2.4 KiB
2.4 KiB
name, description
| name | description |
|---|---|
| systematic-debugging | Use when encountering a bug, test failure, blocked run, provider error, stale state, crash, or unexpected behavior before proposing fixes. |
systematic-debugging
Core principle: no fixes without root-cause investigation first. Symptom patches create new bugs and hide the real failure.
Distilled from detailed reads of systematic-debugging, root-cause tracing, TDD, and error-analysis skill patterns.
Four Phases
1. Root Cause Investigation
Before any fix:
- read error messages, stack traces, failing assertions, task status, and logs completely;
- reproduce narrowly and record the exact command/steps;
- check recent diffs, commits, config changes, dependency changes, and environment differences;
- trace data/control flow across component boundaries;
- add temporary diagnostics only when they answer a specific question.
For pi-crew, trace:
user/tool params → config resolution → team/workflow/agent discovery → model/runtime routing → child args/env → state/events/artifacts → status/UI
2. Pattern Analysis
- Find a similar working path in the codebase.
- Compare working vs broken behavior field-by-field.

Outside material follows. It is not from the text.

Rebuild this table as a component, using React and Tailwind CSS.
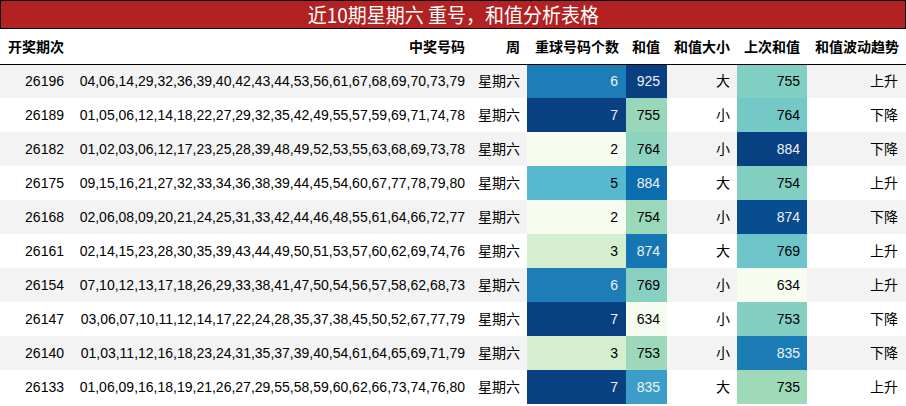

- Identify dependencies: config home, project root markers, env vars, locks, stale caches, provider model capabilities.
- Do not assume small differences are irrelevant.
3. Hypothesis and Test
- State one hypothesis: “I think X is the root cause because Y.”
- Test one variable at a time with the smallest read-only probe or targeted test.
- If wrong, discard the hypothesis instead of piling on fixes.
- After three failed fixes, question architecture or assumptions before continuing.
4. Implementation
- Add or identify a failing regression test when practical.
- Fix the root cause, not the symptom.
- Avoid “while I’m here” refactors.
- Verify targeted behavior, then broader gates.
Evidence to Collect
- failing command and exit code;
- relevant manifest/tasks/events/mailbox files;
- effective config paths and redacted config;
- child Pi args/env after redaction;
- git diff and recent commits;
- provider/model/thinking resolution;
- async timing/race indicators.
Anti-patterns
- Fixing before reproducing.
- Assuming real user global config cannot pollute tests.
- Treating provider errors as only transient network failures.
- Removing guards because they reveal a blocked state.
- Editing unrelated layers before checking the hypothesis.